(WHAT IS BEING ASKED) Begin with the first line of the material and copy each line word for word through the line that contains "string; icon: ReactNode"; the pictures are left out.

(DATA LINES)
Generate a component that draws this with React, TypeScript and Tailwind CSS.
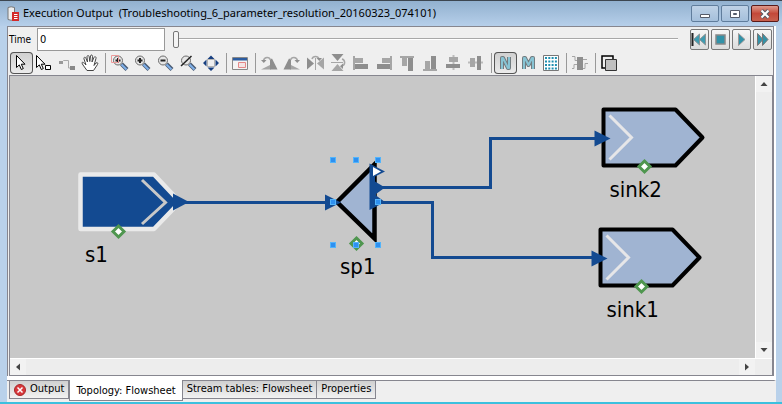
import { useState } from "react";
import type { ReactNode } from "react";

const BLUE = "#134a91";
const STEEL = "#a0b4d2";
const GREY = "#a6a6a6";
const DARK = "#8e8e8e";

type Tool = { label: string; icon: ReactNode };

const Cursor = ({ x = 0 }: { x?: number }) => (
  <path
    d={`M${x + 6.5} 3.500v12l2.800-2.600 2 4.600 2-.9-2-4.400h3.700z`}
    fill="#fff"
    stroke="#000"
    strokeWidth="1"
  />
);

const Lens = ({ children }: { children?: ReactNode }) => (
  <>
    <path d="M12.500 12l5.500 5.500" stroke="#4a5a72" strokeWidth="4" />
    <path d="M12.500 12.500l5 5" stroke="#7fb0ea" strokeWidth="2" />
    <circle cx="9" cy="8.500" r="4.500" fill="#e6e6e6" stroke="#6c6c6c" />
    {children}
  </>
);

const Turn = () => (
  <>
    <path d="M3 17.500l10-5v5z" fill={GREY} />
    <path d="M12 7.500l2-1 5.500 11H12z" fill={DARK} />
    <path d="M5.500 8.500c1-4 6-4 7-.5" fill="none" stroke={GREY} strokeWidth="1.500" />
    <path d="M3 8h5.500l-2.700 3z" fill={DARK} />
  </>
);

const Mirror = () => (
  <>
    <path d="M3 5.500v12l7-6z" fill={DARK} />
    <path d="M20 5.500v12l-7-6z" fill={GREY} />
    <path d="M11.500 6v12" stroke={GREY} />
    <path d="M8 7c1-3.500 6-3.500 7 0" fill="none" stroke={GREY} strokeWidth="1.500" />
    <path d="M12.500 6h5.500l-2.700 3z" fill={DARK} />
  </>
);

const AlignSide = () => (
  <>
    <path d="M4 4v14" stroke={GREY} strokeWidth="2" />
    <path d="M5 6h8v5H5z" fill={GREY} />
    <path d="M5 12h13v5H5z" fill={DARK} />
  </>
);

const AlignMiddle = () => (
  <>
    <path d="M11.500 3v15" stroke="#bbb" strokeWidth="2" />
    <path d="M7 5h9v5H7z" fill={GREY} />
    <path d="M4 12h14v4H4z" fill={DARK} />
  </>
);

const Letter = ({ d }: { d: string }) => (
  <>
    <path d={d} fill="none" stroke="#727c80" strokeWidth="4" strokeLinejoin="round" />
    <path d={d} fill="none" stroke="#88c4d4" strokeWidth="2" strokeLinejoin="round" />
  </>
);

const groups: Tool[][] = [
  [
    { label: "Select", icon: <Cursor /> },
    {
      label: "Select area",
      icon: (
        <>
          <Cursor x={-3} />
          <path d="M12.500 13.500h5v4h-5z" fill="#fff" stroke="#000" />
        </>
      ),
    },
    {
      label: "Connect",
      icon: (
        <>
          <path d="M3 9h4v3H3z" fill="#999" />
          <path d="M14 14h5v4h-5z" fill="#888" />
          <path d="M7.500 9V8.500h5V16H14" fill="none" stroke="#aaa" />
        </>
      ),
    },
    {
      label: "Pan",
      icon: (
        <path
          d="M8 18.500l-4-5.500c-2-3-.5-3.500 1.500-1.500L7 13 5 7c-.5-2 1.500-2.500 2-.5L8.500 10 8 5c0-2 2-2 2.200 0l.6 4.500.7-5.500c.3-1.500 2-1.300 2 .3L13 10l2-4.500c.7-1.500 2.300-.8 2 .8l-2 7.200 2-2.500c1.500-1 2.300.3 1.500 1.500l-4 6z"
          fill="#fff"
          stroke="#444"
        />
      ),
    },
  ],
  [
    {
      label: "Zoom to area",
      icon: (
        <>
          <g transform="translate(1 0)">
            <Lens>
              <path d="M6.500 8.500h5M9 6v5" stroke="#222" strokeWidth="2" />
            </Lens>
          </g>
          <path d="M3.500 3.500h7v7h-7z" fill="none" stroke="#ec9a9a" />
        </>
      ),
    },
    {
      label: "Zoom in",
      icon: (
        <Lens>
          <path d="M6.500 8.500h5M9 6v5" stroke="#222" strokeWidth="2" />
        </Lens>
      ),
    },
    {
      label: "Zoom out",
      icon: (
        <Lens>
          <path d="M6.500 8.500h5" stroke="#222" strokeWidth="2" />
        </Lens>
      ),
    },
    {
      label: "Reset zoom",
      icon: (
        <Lens>
          <path d="M4 14L14.500 4" stroke="#222" strokeWidth="1.500" />
        </Lens>
      ),
    },
    {
      label: "Fit to window",
      icon: (
        <>
          <path d="M7.500 7.500h7v7h-7z" fill="none" stroke="#777" strokeDasharray="1 1" />
          <path d="M11 3.500L14.500 7h-7zM11 19l3.500-3.500h-7zM3 11l3.500-3.500v7zM19 11l-3.500-3.500v7z" fill="#173f80" />
        </>
      ),
    },
  ],
  [
    {
      label: "Properties window",
      icon: (
        <>
          <path d="M3.500 5.500h15v12h-15z" fill="#f4f4f4" stroke="#888" />
          <path d="M4 6h14v2.500H4z" fill="#2c5ca0" />
          <path d="M9.500 10.500h7v5h-7z" fill="#f4e4e4" stroke="#e58888" />
        </>
      ),
    },
  ],
  [
    { label: "Rotate left", icon: <Turn /> },
    { label: "Rotate right", icon: <g transform="matrix(-1 0 0 1 22 0)"><Turn /></g> },
    { label: "Flip horizontally", icon: <Mirror /> },
    { label: "Flip vertically", icon: <g transform="matrix(0 1 -1 0 22 -1)"><Mirror /></g> },
    { label: "Align left", icon: <AlignSide /> },
    { label: "Align right", icon: <g transform="matrix(-1 0 0 1 22 0)"><AlignSide /></g> },
    { label: "Align top", icon: <g transform="matrix(0 1 1 0 0 1)"><AlignSide /></g> },
    { label: "Align bottom", icon: <g transform="rotate(-90 11 11)"><AlignSide /></g> },
    { label: "Align centre", icon: <AlignMiddle /> },
    { label: "Align middle", icon: <g transform="rotate(-90 11 11)"><AlignMiddle /></g> },
  ],
  [
    { label: "Show names", icon: <Letter d="M8 17V6h1l5 10h1V5" /> },
    { label: "Show models", icon: <Letter d="M7 17V6h1l3.500 7L15 6h1v11" /> },
    {
      label: "Show grid",
      icon: (
        <>
          <path d="M3.500 3.500h15v15h-15z" fill="#fff" stroke="#777" />
          <path
            d="M5 6h12M5 9.500h12M5 13h12M5 16.500h12"
            stroke="#1f8fb0"
            strokeWidth="2"
            strokeDasharray="2 1.300"
          />
        </>
      ),
    },
  ],
  [
    {
      label: "Route connections",
      icon: (
        <>
          <path d="M8 5h6v13H8z" fill={DARK} />
          <path d="M3 4.500h3v4h2M3 16.500h2v-4h3M14 7.500h4M14 16.500h2v-5h3" fill="none" stroke={GREY} />
        </>
      ),
    },
  ],
  [
    {
      label: "Layers",
      icon: (
        <>
          <path d="M4 4h11v12H4z" fill="#efefef" stroke="#000" strokeWidth="1.500" />
          <path d="M7.500 7.500h11v11h-11z" fill="#c0c0c0" stroke="#333" />
        </>
      ),
    },
  ],
];

const media: Tool[] = [
  {
    label: "Rewind",
    icon: (
      <>
        <path d="M2.500 3v13" stroke="#222" strokeWidth="2" />
        <path d="M9.500 4v11l-6-5.500zM15.500 4v11l-6-5.500z" fill="#3f9bb0" stroke="#8c9496" />
      </>
    ),
  },
  { label: "Stop", icon: <path d="M5 5h9v9H5z" fill="#3292a8" stroke="#888" strokeWidth="1.500" /> },
  { label: "Play", icon: <path d="M6.500 3.500v12l6.500-6z" fill="#3292a8" stroke="#999" /> },
  {
    label: "Fast forward",
    icon: <path d="M4.500 3.500v12l5.500-6zM9.500 3.500v12l5.500-6z" fill="#3292a8" stroke="#777" />,
  },
];

const Port = ({ x, y }: { x: number; y: number }) => (
  <path d={`M${x} ${y - 5.5}l5.500 5.500-5.500 5.500-5.500-5.500z`} fill="#fff" stroke="#4f964f" strokeWidth="3" />
);

const Sink = ({ x, y, name }: { x: number; y: number; name: string }) => (
  <g>
    <path d={`M${x} ${y - 28}h72l27 28-27 28h-72z`} fill={STEEL} stroke="#000" strokeWidth="4" strokeLinejoin="round" />
    <path d={`M${x + 6} ${y - 22}l22 22-22 22`} fill="none" stroke="#e6e6e8" strokeWidth="3" />
    <path d={`M${x - 9} ${y - 7}l16 8-16 8z`} fill={BLUE} />
    <Port x={x + 41} y={y + 29} />
    <text x={x + 6} y={y + 59} fontSize="22">
      {name}
    </text>
  </g>
);

const handles = [
  [333, 160], [356, 160], [378, 160], [333, 202], [378, 202], [333, 245], [356, 245], [378, 245],
];

function Flowsheet() {
  return (
    <svg
      viewBox="10 76 745 282"
      width="745"
      height="282"
      className="block shrink-0 font-['DejaVu_Sans_Condensed','DejaVu_Sans',sans-serif] [font-stretch:condensed]"
      role="img"
      aria-label="Flowsheet topology"
    >
      <g fill="none" stroke={BLUE} strokeWidth="3">
        <path d="M180 202.500H330" />
        <path d="M380 187.500H490.500V138.500H598" />
        <path d="M380 202.500H432.500V257.500H595" />
      </g>
      <path d="M80.500 174.500H154L180 202l-26 27H80.500z" fill={BLUE} stroke="#eaeaea" strokeWidth="4.500" strokeLinejoin="round" />
      <path d="M142 180l23.500 22.500L142 224" fill="none" stroke="#c8c8c8" strokeWidth="3" />
      <path d="M173 193.500l16 8.500-16 8.500z" fill={BLUE} />
      <Port x={118.5} y={231.5} />
      <text x="85" y="262" fontSize="22">s1</text>

      <path d="M337 202l37.500-37.500v74z" fill={STEEL} stroke="#000" strokeWidth="4.500" />
      <path d="M325 194.500l16 8-16 8z" fill={BLUE} />
      <path d="M369.500 163.500l15.500 8-10 5v5l10 6-9 6.500v1.500l9 6.500-15.500 8z" fill={BLUE} />
      <path d="M373 167l8 4.500-8 4.500z" fill="#fff" />
      <Port x={356.5} y={243.5} />
      <text x="340" y="274" fontSize="22">sp1</text>
      {handles.map(([x, y]) => (
        <rect key={`${x}-${y}`} x={x - 2.5} y={y - 2.5} width="5" height="5" fill="#2f90f0" stroke="#52b4fb" />
      ))}

      <Sink x={603.5} y={137.5} name="sink2" />
      <Sink x={600.5} y={257.5} name="sink1" />
    </svg>
  );
}

function ScrollArrow({ label, d }: { label: string; d: string }) {
  return (
    <button aria-label={label} className="flex size-4 shrink-0 items-center justify-center bg-[#f2f2f2]">
      <svg width="8" height="8" viewBox="0 0 8 8">
        <path d={d} fill="#444" />
      </svg>
    </button>
  );
}

const tabs = ["Output", "Topology: Flowsheet", "Stream tables: Flowsheet", "Properties"];

export default function App() {
  const [active, setActive] = useState(tabs[1]);
  const [tool, setTool] = useState("Select");
  const [names, setNames] = useState(true);
  const isOn = (label: string) => label === tool || (label === "Show names" && names);

  return (
    <div className="flex min-h-screen flex-col border-t border-b-2 border-t-[#3c4650] border-b-[#3cc0de] bg-[#b9d1ea] font-['DejaVu_Sans_Condensed','DejaVu_Sans',sans-serif] text-[11px] text-black [font-stretch:condensed]">
      <header className="flex h-[25px] items-center bg-linear-to-b from-[#92b1cf] to-[#b6cfea] pr-[3px] pl-[7px]">
        <svg width="13" height="16" viewBox="0 0 13 16" aria-hidden="true">
          <path d="M1 1.500Q4 0 7.500 1.500v12Q4 15 1 13.500z" fill="#eee" stroke="#777" />
          <path d="M5 6h7v9H5z" fill="#d42a2a" />
          <path d="M7 8.500h3.500M7 10.500h3.500M7 12.500h3.500" stroke="#fff" />
        </svg>
        <h1 className="ml-[3px] flex-1 font-['Noto_Sans',sans-serif] text-[11px] whitespace-pre">
          {"Execution Output  (Troubleshooting_6_parameter_resolution_20160323_074101)"}
        </h1>
        <div className="flex gap-0.5">
          <button aria-label="Minimize" className="flex h-[17px] w-7 items-center justify-center rounded-xs border border-[#607d9c] bg-linear-to-b from-[#bfd2e6] to-[#a4bfdb]">
            <svg width="12" height="10" viewBox="0 0 12 10"><path d="M1.500 5.500h9v3h-9z" fill="#fff" stroke="#555b68" /></svg>
          </button>
          <button aria-label="Maximize" className="flex h-[17px] w-7 items-center justify-center rounded-xs border border-[#607d9c] bg-linear-to-b from-[#bfd2e6] to-[#a4bfdb]">
            <svg width="12" height="10" viewBox="0 0 12 10"><path d="M1.500 1.500h9v7h-9zM4.500 4.500v1h3v-1z" fill="#fff" fillRule="evenodd" stroke="#555b68" /></svg>
          </button>
          <button aria-label="Close" className="flex h-[17px] w-7 items-center justify-center rounded-xs border border-[#5a1a18] bg-linear-to-b from-[#dd9a8c] via-[#c4483a] to-[#c8604e]">
            <svg width="12" height="10" viewBox="0 0 12 10">
              <path d="M2.500 1.500l7 7M9.500 1.500l-7 7" stroke="#555b68" strokeWidth="4" />
              <path d="M2.500 1.500l7 7M9.500 1.500l-7 7" stroke="#fff" strokeWidth="2" />
            </svg>
          </button>
        </div>
      </header>

      <main className="mr-1.5 ml-[7px] flex flex-1 flex-col bg-[#efefef]">
        <div className="flex flex-1 flex-col border-r-2 border-b border-r-white border-b-[#86868f] bg-white">
          <section className="mb-1 flex flex-1 flex-col border border-b-0 border-[#86868f] bg-[#efefef]">
            <div className="flex h-6 items-center pr-px">
              <label htmlFor="time" className="w-[29px] shrink-0 pl-px text-[10px]">Time</label>
              <input id="time" defaultValue="0" className="h-[23px] w-32 border border-[#999] bg-white px-0.5 outline-none" />
              <input
                type="range"
                aria-label="Time position"
                min={0}
                max={100}
                defaultValue={0}
                className="ml-2 h-5 min-w-0 flex-1 appearance-none bg-transparent [&::-webkit-slider-runnable-track]:h-0.5 [&::-webkit-slider-runnable-track]:border-t [&::-webkit-slider-runnable-track]:border-[#a8a8a8] [&::-webkit-slider-runnable-track]:bg-white [&::-webkit-slider-thumb]:-mt-2 [&::-webkit-slider-thumb]:h-[17px] [&::-webkit-slider-thumb]:w-1.5 [&::-webkit-slider-thumb]:appearance-none [&::-webkit-slider-thumb]:rounded-xs [&::-webkit-slider-thumb]:border [&::-webkit-slider-thumb]:border-[#777] [&::-webkit-slider-thumb]:bg-[#f4f4f4]"
              />
              <div className="ml-3 flex gap-0.5">
                {media.map(({ label, icon }) => (
                  <button key={label} aria-label={label} className="flex h-[21px] w-[19px] items-center justify-center rounded-xs border border-[#777] bg-linear-to-b from-[#f6f6f6] to-[#dcdcdc]">
                    <svg width="19" height="19" viewBox="0 0 19 19" className="shrink-0">{icon}</svg>
                  </button>
                ))}
              </div>
            </div>

            <div className="flex h-6 items-center pl-0.5" role="toolbar">
              {groups.map((group, i) => (
                <div key={group[0].label} className="flex items-center">
                  {i > 0 && <span className="mr-0.5 ml-[3px] h-5 w-px bg-[#999]" />}
                  {group.map(({ label, icon }) => (
                    <button
                      key={label}
                      aria-label={label}
                      aria-pressed={isOn(label)}
                      onClick={() => (label === "Show names" ? setNames(!names) : setTool(label))}
                      className={
                        isOn(label)
                          ? "h-[22px] w-[23px] rounded-sm bg-linear-to-b from-[#cfcfcf] to-[#ececec] inset-ring inset-ring-[#555]"
                          : "h-[22px] w-[23px]"
                      }
                    >
                      <svg width="23" height="22" viewBox="0 0 23 22" className="block">{icon}</svg>
                    </button>
                  ))}
                </div>
              ))}
            </div>

            <div className="ml-px flex flex-1 flex-col border border-[#86868f]">
              <div className="flex flex-1">
                <div className="min-w-0 flex-1 overflow-hidden bg-[#c8c8c8]">
                  <Flowsheet />
                </div>
                <div className="flex w-[17px] flex-col justify-between border-l border-white bg-[#ededed]">
                  <ScrollArrow label="Scroll up" d="M0.500 6L4 2l3.500 4z" />
                  <ScrollArrow label="Scroll down" d="M0.500 2L4 6l3.500-4z" />
                </div>
              </div>
              <div className="flex h-[17px] justify-between border-t border-white bg-[#ededed] pr-[17px]">
                <ScrollArrow label="Scroll left" d="M6 0.500L2 4l4 3.500z" />
                <ScrollArrow label="Scroll right" d="M2 0.500L6 4 2 7.500z" />
              </div>
            </div>
          </section>
        </div>

        <nav className="flex h-[21px] items-start pl-0.5" role="tablist">
          {tabs.map((tab) => (
            <button
              key={tab}
              role="tab"
              aria-selected={tab === active}
              onClick={() => setActive(tab)}
              className={
                tab === active
                  ? "-mt-px flex h-[21px] items-center border border-t-0 border-[#86868f] bg-white px-1.5 pt-0.5 whitespace-nowrap"
                  : "flex h-[18px] items-center gap-1 border-r border-b border-[#86868f] bg-linear-to-b from-[#d0d0d0] to-[#f2f2f2] px-1 whitespace-nowrap first:border-l"
              }
            >
              {tab === "Output" && (
                <svg width="12" height="12" viewBox="0 0 12 12" aria-hidden="true">
                  <circle cx="6" cy="6" r="5.500" fill="#d8383c" stroke="#a82828" />
                  <path d="M3.500 3.500l5 5M8.500 3.500l-5 5" stroke="#fff" strokeWidth="1.500" />
                </svg>
              )}
              {tab}
            </button>
          ))}
        </nav>
      </main>
    </div>
  );
}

(ANSWER TO THIS TASK)
Generate a component that draws this with React, TypeScript and Tailwind CSS.
import { useState } from "react";
import type { ReactNode } from "react";

const BLUE = "#134a91";
const STEEL = "#a0b4d2";
const GREY = "#a6a6a6";
const DARK = "#8e8e8e";

type Tool = { label: string; icon: ReactNode };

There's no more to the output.